Numa referência às conquistas dos defensores das políticas afirmativas, o diretor-executivo da Educafro destacou a inclusão de um item no Ato dos Jogos Pan-Americanos, lei que as cidades que sediam o evento devem fazer dando orientações sobre a realização dos jogos. "Esta lei, que é uma norma do Comitê Internacional do Pan, foi aprovada pelos deputados estaduais e assinada pelo governador Sérgio Cabral e prevê que todos os cargos de contratação que serão feitos para o evento deverão ter ação afirmativa, garantindo também a contratação de afrodescendentes.
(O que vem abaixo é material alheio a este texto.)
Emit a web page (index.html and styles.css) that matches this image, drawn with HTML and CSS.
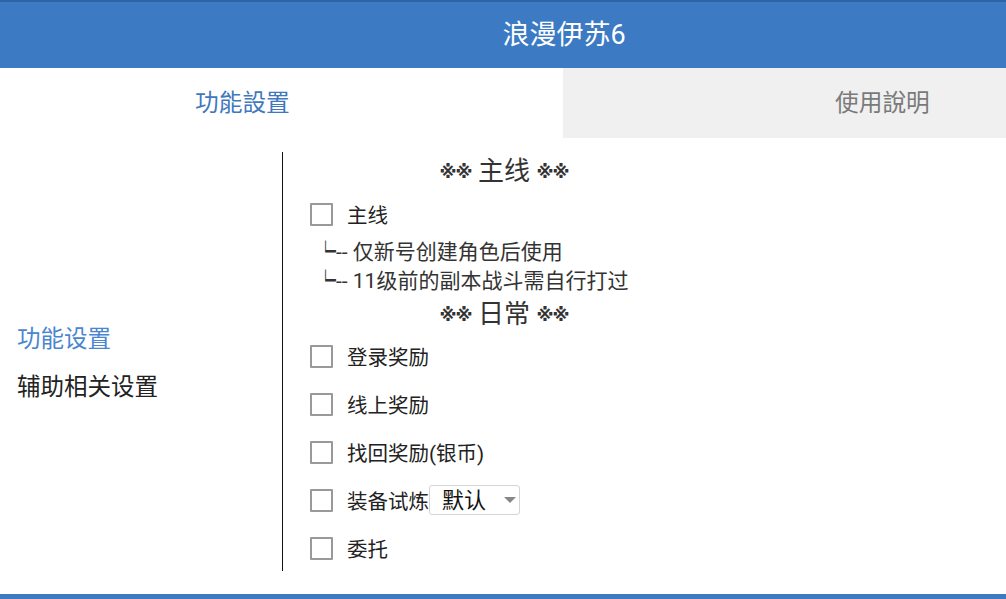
FILE: index.html
```html
<!DOCTYPE html>
<html>
<head>
    <meta charset="UTF-8">
    <title>浪漫伊苏6</title>
    <link rel="stylesheet" href="styles.css">
</head>
<body>

<div class="header">浪漫伊苏6</div>

<div class="tabs">
    <div class="tab on">功能設置</div>
    <div class="tab">使用說明</div>
</div>

<div class="page">
    <div class="side">
        <div class="side-item on">功能设置</div>
        <div class="side-item">辅助相关设置</div>
    </div>
    <div class="main">
        <div class="title"><span class="mark">※※</span> 主线 <span class="mark">※※</span></div>
        <label class="row"><input type="checkbox"><span>主线</span></label>
        <div class="note">┕-- 仅新号创建角色后使用</div>
        <div class="note">┕-- 11级前的副本战斗需自行打过</div>
        <div class="title short"><span class="mark">※※</span> 日常 <span class="mark">※※</span></div>
        <label class="row"><input type="checkbox"><span>登录奖励</span></label>
        <label class="row"><input type="checkbox"><span>线上奖励</span></label>
        <label class="row"><input type="checkbox"><span>找回奖励(银币)</span></label>
        <div class="row">
            <input type="checkbox"><span>装备试炼</span>
            <div class="select">
                <select>
                    <option>默认</option>
                </select>
            </div>
        </div>
        <label class="row"><input type="checkbox"><span>委托</span></label>
    </div>
</div>

<div class="footer"></div>

</body>
</html>
```

FILE: styles.css
```css
*{ margin: 0; padding: 0; box-sizing: border-box;}
html, body { height: 100%; overflow: hidden;}
body { font-family: Roboto, "Noto Sans CJK SC", sans-serif; color: #222; background: #fff;}

.header { height: 68px; line-height: 66px; padding-left: 122px; text-align: center; font-size: 27px; color: #fff; background: #3d7ac4; border-top: 2px solid #2f62a6;}

.tabs { display: grid; grid-template-columns: 563px 1fr; height: 68px;}
.tab { line-height: 70px; font-size: 23.7px; color: #7a7a7a; background: #f0f0f0; padding-left: 272px; font-family: Roboto, "Noto Sans CJK TC", sans-serif;}
.tab.on { color: #3f78bd; background: #fff; padding-left: 195px;}

.page { display: flex; margin-top: 16px; height: 419px;}
.side { width: 283px; border-right: 1px solid #111; display: flex; flex-direction: column; justify-content: center; padding: 2px 0 0 17px;}
.side-item { line-height: 48px; font-size: 23.5px; color: #222;}
.side-item.on { color: #4a86d0;}

.main { width: 442px; padding-left: 27px;}
.title { height: 38px; line-height: 38px; text-align: center; font-size: 26px; color: #333; padding-right: 27px;}
.title .mark { font-family: "DejaVu Sans", sans-serif; font-size: 17.5px; font-weight: bold; letter-spacing: -1px; vertical-align: 2px;}
.title.short { height: 36px; line-height: 36px;}
.row { display: flex; align-items: center; height: 48px; font-size: 20.5px; color: #222;}
.row input { appearance: none; -webkit-appearance: none; width: 23px; height: 23px; border: 2px solid #999; border-radius: 1px; background: #fff; margin-right: 14px;}
.note { height: 29px; line-height: 29px; font-size: 21px; color: #333; padding-left: 5px;}

.select { position: relative; width: 91px; height: 30px;}
.select select { appearance: none; -webkit-appearance: none; width: 100%; height: 100%; border: 1px solid #d4d4d4; border-radius: 3px; background: #fff; font-family: Roboto, "Noto Sans CJK SC", sans-serif; font-size: 22px; color: #111; padding-left: 12px; outline: none;}
.select:after { content: ""; position: absolute; right: 4px; top: 12px; border-left: 6px solid transparent; border-right: 6px solid transparent; border-top: 6px solid #888; pointer-events: none;}

.footer { margin-top: 23px; height: 10px; background: #3d7ac4;}
```
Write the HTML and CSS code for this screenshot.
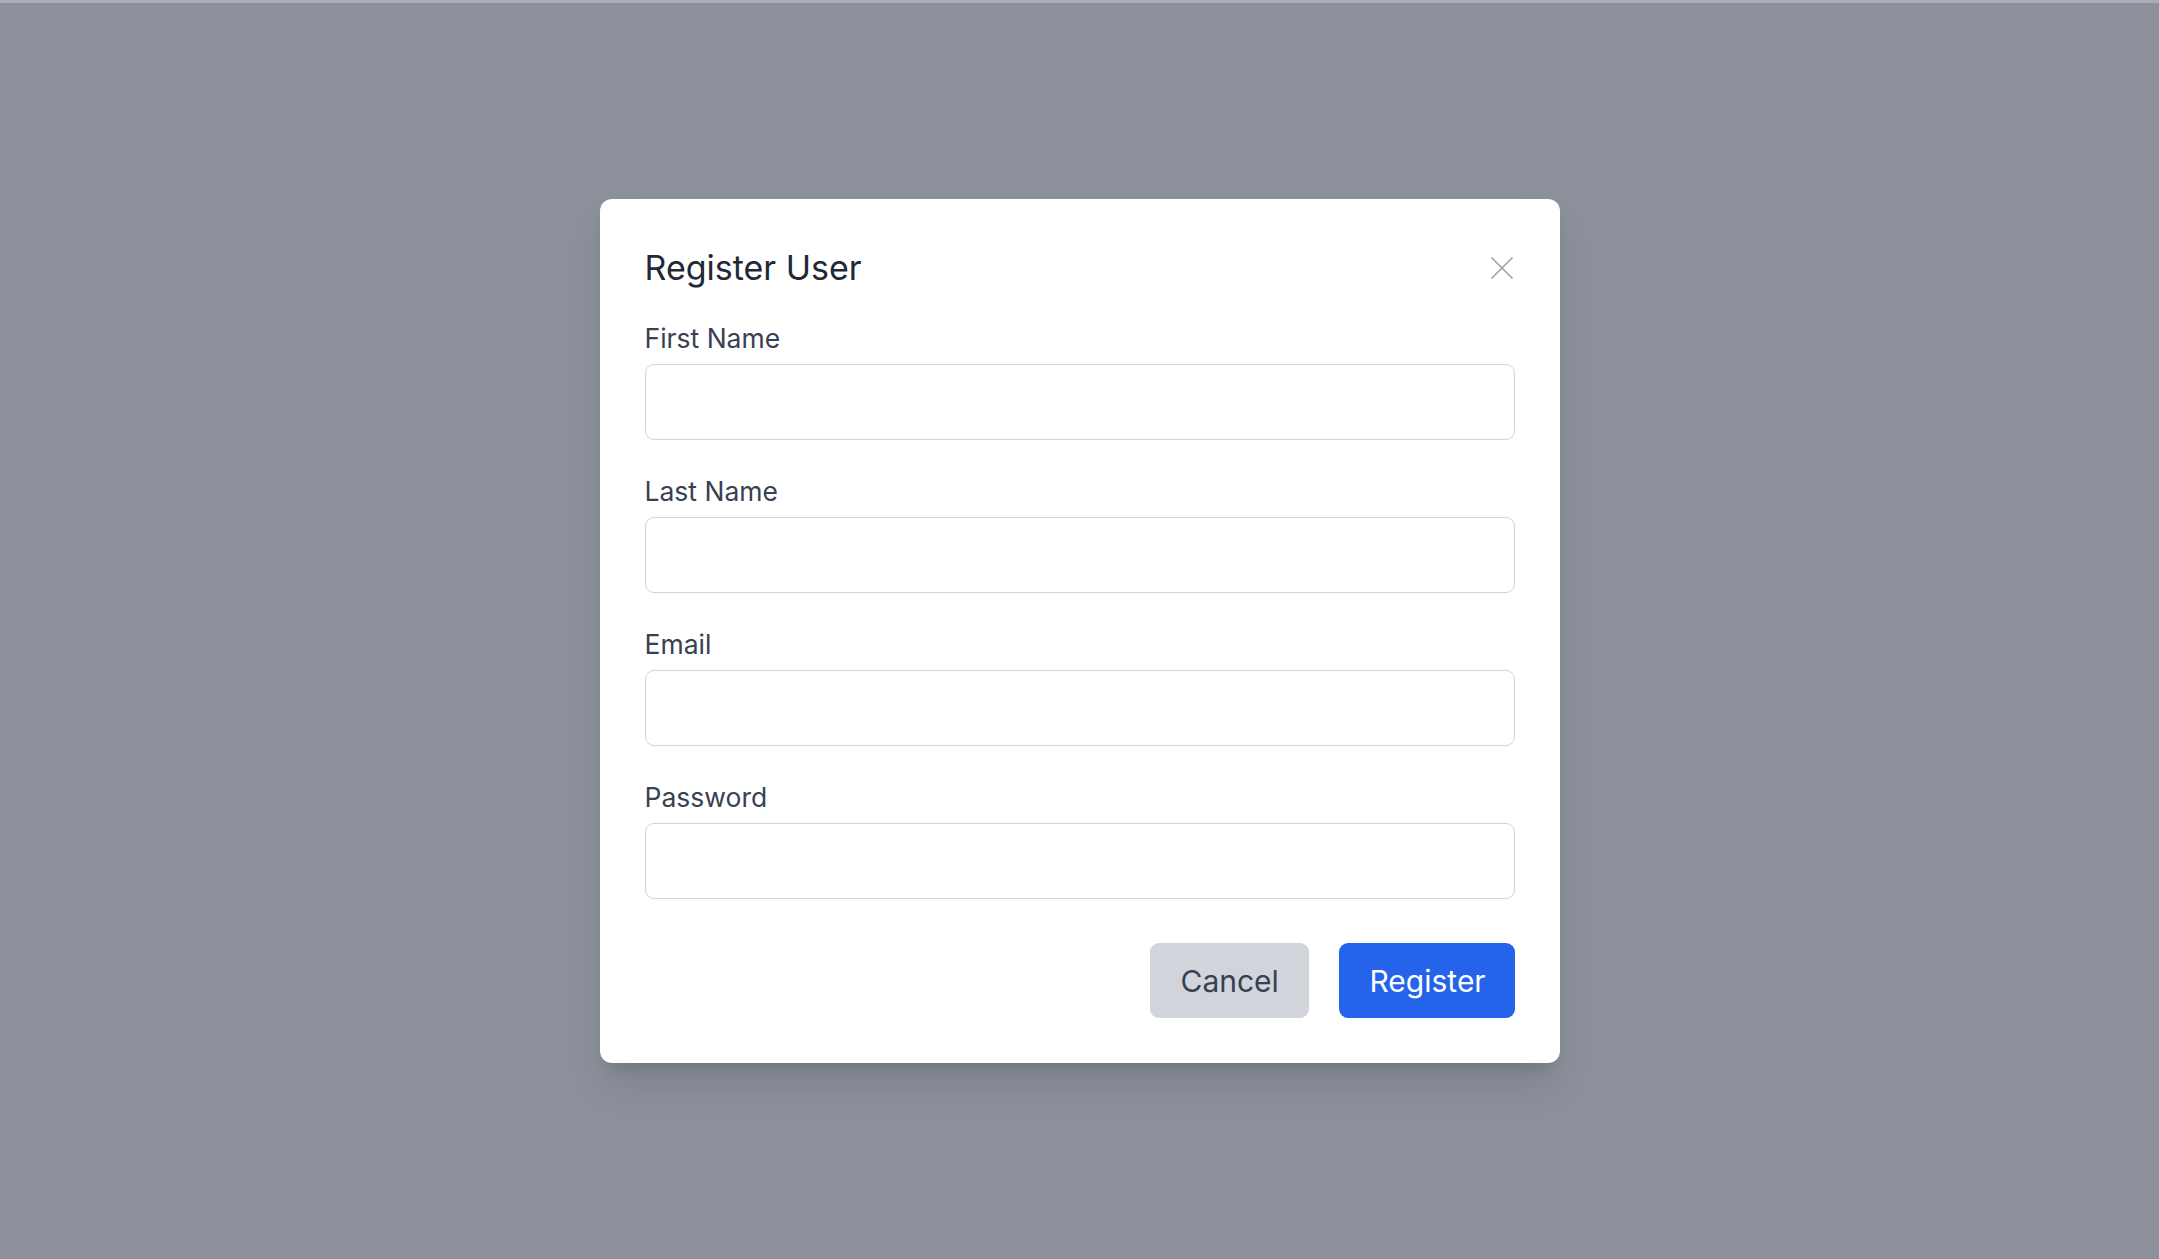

Foi uma vitória muito importante para a comunidade negra", defende.

De acordo com Frei David, as ações afirmativas são o instrumento mais eficaz para garantir o equilíbrio da diversidade no acesso de negros e brancos. Ele garante, porém, que a maturidade dos órgãos públicos e instituições particulares no que diz respeito à inclusão e diversidade ainda está em processo de despertar de consciência. É, no entanto, numa recente pesquisa nacional do Ibope, divulgada em setembro de 2006, que o diretor-executivo da Educafro revelou ter sua maior surpresa.

"Nesta pesquisa sobre as ações afirmativas no país, questionou-se a aprovação da política de cotas somente para negros e 67% da sociedade brasileira disse sim. Se, além de negros, os indígenas e outros pobres também fossem incluídos, o índice de aprovação subiria para 85% dos entrevistados. Ou seja, a sociedade entende e apóia esta questão, além de mostrar alto grau de maturidade. Foi realmente surpreendente".